> [Brief] Copy every line of the data in which the word "that" occurs.
━━━━━━━━━━
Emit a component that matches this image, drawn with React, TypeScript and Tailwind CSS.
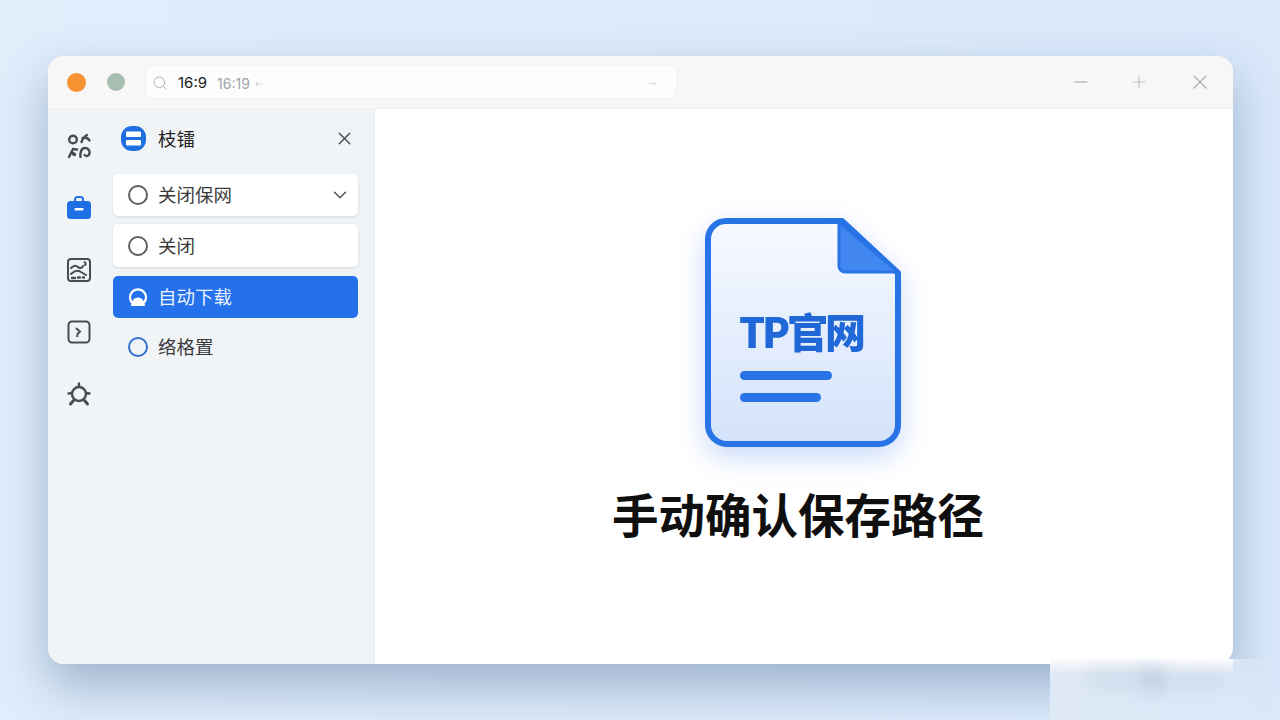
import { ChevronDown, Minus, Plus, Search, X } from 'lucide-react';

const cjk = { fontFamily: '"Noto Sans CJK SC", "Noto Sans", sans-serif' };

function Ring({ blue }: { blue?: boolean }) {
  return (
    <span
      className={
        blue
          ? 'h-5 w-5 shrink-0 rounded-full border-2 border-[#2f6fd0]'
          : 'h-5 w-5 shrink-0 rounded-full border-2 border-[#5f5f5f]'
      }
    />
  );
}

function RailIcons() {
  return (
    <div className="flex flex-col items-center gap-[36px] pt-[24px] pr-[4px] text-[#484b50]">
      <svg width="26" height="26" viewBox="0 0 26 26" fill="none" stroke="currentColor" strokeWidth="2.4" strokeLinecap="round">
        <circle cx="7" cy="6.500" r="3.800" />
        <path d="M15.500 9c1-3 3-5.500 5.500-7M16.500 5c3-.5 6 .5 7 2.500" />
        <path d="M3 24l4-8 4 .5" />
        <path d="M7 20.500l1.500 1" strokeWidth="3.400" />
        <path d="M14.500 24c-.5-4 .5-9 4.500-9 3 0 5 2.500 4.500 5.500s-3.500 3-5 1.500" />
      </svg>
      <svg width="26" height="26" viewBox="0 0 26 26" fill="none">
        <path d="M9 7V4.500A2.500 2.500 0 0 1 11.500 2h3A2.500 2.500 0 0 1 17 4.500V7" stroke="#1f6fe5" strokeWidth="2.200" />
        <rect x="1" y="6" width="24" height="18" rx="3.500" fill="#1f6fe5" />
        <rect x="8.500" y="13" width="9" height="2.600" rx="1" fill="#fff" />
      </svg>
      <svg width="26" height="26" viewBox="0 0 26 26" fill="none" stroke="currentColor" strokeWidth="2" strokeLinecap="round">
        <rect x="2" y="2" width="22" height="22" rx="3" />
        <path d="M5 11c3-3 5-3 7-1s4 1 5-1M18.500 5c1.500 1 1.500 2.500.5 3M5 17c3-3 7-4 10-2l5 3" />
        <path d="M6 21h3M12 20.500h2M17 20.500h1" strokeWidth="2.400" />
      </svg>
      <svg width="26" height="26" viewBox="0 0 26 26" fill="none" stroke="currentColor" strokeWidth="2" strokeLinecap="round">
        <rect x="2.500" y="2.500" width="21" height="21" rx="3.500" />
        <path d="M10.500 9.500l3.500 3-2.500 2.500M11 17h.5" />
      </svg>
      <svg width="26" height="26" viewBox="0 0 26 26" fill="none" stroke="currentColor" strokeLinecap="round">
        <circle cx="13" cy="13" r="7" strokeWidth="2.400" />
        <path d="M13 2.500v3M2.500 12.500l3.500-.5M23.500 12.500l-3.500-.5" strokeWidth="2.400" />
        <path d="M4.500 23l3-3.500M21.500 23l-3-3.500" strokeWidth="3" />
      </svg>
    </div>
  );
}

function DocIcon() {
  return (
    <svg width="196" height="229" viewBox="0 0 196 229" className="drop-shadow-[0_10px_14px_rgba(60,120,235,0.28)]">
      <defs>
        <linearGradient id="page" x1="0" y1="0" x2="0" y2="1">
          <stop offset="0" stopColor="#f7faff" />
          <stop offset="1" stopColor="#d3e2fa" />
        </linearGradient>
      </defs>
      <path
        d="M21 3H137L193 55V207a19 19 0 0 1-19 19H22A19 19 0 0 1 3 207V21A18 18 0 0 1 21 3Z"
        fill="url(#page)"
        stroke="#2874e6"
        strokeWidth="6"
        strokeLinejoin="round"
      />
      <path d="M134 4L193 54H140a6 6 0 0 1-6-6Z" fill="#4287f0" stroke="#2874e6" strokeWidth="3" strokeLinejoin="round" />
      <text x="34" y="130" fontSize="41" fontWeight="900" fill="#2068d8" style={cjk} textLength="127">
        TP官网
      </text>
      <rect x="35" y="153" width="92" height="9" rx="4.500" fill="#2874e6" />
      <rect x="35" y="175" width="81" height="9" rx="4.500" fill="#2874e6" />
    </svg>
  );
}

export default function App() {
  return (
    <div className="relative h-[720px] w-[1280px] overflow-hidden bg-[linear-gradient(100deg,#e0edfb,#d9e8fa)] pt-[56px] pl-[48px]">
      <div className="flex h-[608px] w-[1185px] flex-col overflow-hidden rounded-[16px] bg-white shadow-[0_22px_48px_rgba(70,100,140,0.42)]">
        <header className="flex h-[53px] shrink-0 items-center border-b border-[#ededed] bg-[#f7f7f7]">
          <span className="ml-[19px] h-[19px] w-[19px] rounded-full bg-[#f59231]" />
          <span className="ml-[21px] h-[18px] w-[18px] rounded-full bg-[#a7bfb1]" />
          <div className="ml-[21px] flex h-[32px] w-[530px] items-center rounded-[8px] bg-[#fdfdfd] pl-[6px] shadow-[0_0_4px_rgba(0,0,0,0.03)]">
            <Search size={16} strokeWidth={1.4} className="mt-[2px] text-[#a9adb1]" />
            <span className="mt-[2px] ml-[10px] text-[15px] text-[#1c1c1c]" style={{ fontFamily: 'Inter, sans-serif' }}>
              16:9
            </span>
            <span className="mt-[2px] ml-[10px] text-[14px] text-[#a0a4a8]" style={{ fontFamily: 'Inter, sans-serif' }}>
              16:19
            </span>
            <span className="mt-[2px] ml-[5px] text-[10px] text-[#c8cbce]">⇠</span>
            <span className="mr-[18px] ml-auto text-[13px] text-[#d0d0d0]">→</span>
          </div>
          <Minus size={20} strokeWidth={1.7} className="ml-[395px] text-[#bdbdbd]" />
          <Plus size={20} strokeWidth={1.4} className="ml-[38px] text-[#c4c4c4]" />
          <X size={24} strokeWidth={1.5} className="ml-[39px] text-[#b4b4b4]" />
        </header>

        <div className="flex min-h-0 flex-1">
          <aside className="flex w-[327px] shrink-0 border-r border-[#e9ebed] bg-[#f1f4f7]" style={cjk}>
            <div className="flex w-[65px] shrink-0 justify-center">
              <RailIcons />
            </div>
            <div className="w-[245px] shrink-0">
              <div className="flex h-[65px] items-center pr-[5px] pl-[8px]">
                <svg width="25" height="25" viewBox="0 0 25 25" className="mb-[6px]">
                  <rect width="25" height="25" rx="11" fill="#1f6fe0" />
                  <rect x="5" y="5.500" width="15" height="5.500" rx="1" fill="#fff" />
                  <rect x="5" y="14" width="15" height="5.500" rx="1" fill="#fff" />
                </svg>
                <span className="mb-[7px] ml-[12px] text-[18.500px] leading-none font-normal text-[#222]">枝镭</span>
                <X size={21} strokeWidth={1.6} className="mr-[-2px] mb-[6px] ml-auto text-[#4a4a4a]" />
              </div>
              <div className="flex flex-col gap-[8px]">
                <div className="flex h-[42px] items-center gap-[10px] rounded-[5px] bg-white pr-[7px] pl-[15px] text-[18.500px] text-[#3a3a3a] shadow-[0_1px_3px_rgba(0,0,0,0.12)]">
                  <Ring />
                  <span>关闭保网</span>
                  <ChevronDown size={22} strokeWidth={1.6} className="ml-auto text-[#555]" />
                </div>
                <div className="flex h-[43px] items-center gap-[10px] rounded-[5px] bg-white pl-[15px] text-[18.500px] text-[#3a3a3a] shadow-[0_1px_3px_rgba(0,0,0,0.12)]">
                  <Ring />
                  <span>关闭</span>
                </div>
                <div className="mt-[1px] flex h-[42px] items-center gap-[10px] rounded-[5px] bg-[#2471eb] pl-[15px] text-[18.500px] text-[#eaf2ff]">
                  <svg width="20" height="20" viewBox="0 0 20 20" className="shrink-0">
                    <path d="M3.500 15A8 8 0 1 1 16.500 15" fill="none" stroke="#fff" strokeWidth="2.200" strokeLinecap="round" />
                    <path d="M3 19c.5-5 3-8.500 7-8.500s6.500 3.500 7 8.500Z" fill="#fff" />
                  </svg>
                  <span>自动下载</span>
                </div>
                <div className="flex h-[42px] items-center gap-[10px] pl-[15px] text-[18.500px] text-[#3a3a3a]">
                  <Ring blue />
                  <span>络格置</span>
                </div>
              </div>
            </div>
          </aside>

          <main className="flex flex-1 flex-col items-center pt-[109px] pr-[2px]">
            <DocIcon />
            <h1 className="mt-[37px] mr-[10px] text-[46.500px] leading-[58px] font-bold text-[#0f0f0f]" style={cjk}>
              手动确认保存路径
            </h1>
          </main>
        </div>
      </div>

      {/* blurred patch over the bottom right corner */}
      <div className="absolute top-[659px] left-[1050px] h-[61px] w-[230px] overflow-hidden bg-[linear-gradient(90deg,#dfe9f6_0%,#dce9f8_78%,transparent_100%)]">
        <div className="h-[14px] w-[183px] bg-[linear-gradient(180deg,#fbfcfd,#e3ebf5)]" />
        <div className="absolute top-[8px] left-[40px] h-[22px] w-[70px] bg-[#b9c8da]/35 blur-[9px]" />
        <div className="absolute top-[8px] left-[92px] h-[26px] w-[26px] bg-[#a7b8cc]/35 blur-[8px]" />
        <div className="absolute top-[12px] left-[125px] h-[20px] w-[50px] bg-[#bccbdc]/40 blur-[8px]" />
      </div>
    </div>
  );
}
━━━━━━━━━━
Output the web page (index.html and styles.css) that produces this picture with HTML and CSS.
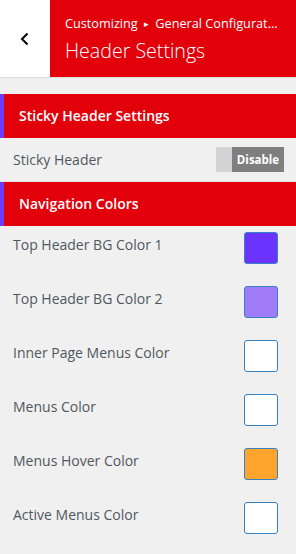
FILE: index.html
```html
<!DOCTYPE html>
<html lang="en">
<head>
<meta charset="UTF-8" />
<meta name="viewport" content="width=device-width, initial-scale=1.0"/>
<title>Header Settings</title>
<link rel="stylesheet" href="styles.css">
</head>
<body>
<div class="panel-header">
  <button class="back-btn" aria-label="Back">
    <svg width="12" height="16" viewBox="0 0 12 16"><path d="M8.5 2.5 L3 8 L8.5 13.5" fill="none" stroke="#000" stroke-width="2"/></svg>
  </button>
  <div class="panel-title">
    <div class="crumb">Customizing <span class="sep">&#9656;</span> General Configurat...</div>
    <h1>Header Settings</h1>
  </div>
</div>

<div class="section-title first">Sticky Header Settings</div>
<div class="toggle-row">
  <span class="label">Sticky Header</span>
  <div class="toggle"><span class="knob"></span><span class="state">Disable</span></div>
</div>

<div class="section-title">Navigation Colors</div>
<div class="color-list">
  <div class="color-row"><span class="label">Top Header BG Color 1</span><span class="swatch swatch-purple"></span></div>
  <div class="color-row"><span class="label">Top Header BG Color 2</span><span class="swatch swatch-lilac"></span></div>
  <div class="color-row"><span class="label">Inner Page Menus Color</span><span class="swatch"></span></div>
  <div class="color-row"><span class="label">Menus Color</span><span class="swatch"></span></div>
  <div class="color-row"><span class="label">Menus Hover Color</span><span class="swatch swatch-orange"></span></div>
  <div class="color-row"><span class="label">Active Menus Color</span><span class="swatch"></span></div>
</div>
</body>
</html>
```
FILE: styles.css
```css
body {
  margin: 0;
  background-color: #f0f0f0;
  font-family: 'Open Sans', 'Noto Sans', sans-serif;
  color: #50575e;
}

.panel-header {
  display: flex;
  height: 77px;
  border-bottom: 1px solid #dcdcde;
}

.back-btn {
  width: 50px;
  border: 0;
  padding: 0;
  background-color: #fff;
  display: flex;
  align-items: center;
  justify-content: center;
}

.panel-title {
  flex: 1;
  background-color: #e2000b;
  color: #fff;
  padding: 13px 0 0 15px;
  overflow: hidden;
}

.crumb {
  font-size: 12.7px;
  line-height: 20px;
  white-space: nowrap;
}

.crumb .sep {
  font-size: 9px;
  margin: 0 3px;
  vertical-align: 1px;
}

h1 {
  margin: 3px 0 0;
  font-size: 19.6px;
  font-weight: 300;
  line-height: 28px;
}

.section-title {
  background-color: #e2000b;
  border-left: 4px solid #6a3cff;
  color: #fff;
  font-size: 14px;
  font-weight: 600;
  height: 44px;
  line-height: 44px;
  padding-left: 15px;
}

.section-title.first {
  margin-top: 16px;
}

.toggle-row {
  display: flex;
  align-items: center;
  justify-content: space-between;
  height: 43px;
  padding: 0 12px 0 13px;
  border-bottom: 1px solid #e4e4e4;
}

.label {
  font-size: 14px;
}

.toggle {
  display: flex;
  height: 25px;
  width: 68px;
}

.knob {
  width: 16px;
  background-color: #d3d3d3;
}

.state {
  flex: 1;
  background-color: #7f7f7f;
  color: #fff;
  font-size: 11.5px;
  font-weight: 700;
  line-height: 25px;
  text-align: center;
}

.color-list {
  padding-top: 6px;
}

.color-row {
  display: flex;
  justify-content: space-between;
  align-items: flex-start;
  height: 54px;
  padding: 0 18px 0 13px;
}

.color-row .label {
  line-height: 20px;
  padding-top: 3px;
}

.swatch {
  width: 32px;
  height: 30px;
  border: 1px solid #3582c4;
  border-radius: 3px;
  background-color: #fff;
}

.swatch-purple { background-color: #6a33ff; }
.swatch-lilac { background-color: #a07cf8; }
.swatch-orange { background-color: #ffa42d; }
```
━━━━━━━━━━
> [Written answer]
Emit a component that matches this image, drawn with React, TypeScript and Tailwind CSS.
Output the web page (index.html and styles.css) that produces this picture with HTML and CSS.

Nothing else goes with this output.